Check every line below for the word "Tailwind" and show those that hold it.

:: DATA IN THIS EXERCISE ::
** Start **
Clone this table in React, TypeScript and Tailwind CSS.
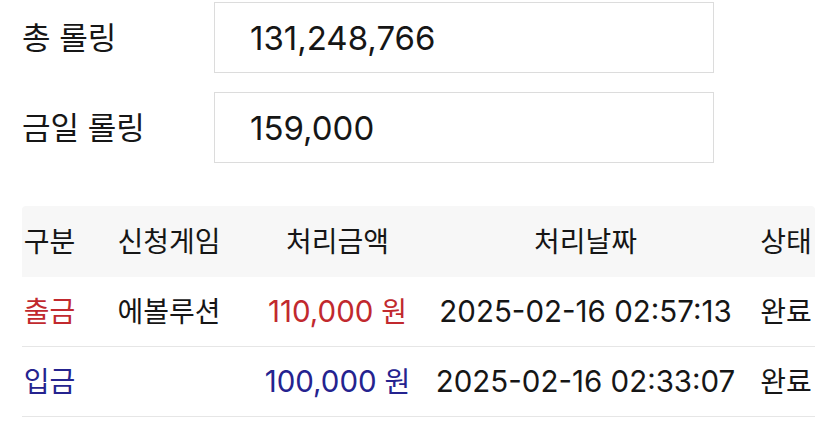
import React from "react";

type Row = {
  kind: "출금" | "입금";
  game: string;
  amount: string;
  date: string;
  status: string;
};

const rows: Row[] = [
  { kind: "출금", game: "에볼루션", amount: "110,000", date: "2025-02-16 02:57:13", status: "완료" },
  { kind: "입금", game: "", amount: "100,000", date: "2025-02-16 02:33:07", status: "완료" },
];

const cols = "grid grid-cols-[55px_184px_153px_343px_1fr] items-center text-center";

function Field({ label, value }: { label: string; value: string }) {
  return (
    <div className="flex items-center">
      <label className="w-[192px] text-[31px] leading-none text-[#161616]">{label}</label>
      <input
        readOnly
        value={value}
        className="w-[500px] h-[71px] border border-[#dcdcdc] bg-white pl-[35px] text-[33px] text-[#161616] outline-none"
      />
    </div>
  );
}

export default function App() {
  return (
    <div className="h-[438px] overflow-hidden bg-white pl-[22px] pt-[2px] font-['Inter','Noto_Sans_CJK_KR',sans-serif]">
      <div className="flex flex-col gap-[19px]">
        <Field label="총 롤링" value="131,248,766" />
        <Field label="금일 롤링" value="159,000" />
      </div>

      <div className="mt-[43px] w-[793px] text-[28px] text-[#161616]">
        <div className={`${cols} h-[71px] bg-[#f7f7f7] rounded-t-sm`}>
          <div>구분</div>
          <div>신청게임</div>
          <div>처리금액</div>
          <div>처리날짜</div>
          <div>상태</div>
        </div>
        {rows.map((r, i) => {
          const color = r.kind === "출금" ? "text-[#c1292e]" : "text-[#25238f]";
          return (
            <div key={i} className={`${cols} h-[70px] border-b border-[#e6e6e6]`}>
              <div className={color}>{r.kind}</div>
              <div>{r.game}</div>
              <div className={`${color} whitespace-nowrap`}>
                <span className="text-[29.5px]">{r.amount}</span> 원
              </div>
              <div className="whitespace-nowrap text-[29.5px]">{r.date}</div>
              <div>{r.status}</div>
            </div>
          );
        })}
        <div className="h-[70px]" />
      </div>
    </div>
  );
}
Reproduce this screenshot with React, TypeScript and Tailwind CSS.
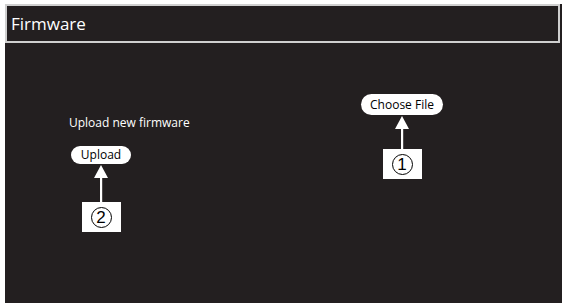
** End **
:: RESULT OF THE EXERCISE ::
Clone this table in React, TypeScript and Tailwind CSS.
Reproduce this screenshot with React, TypeScript and Tailwind CSS.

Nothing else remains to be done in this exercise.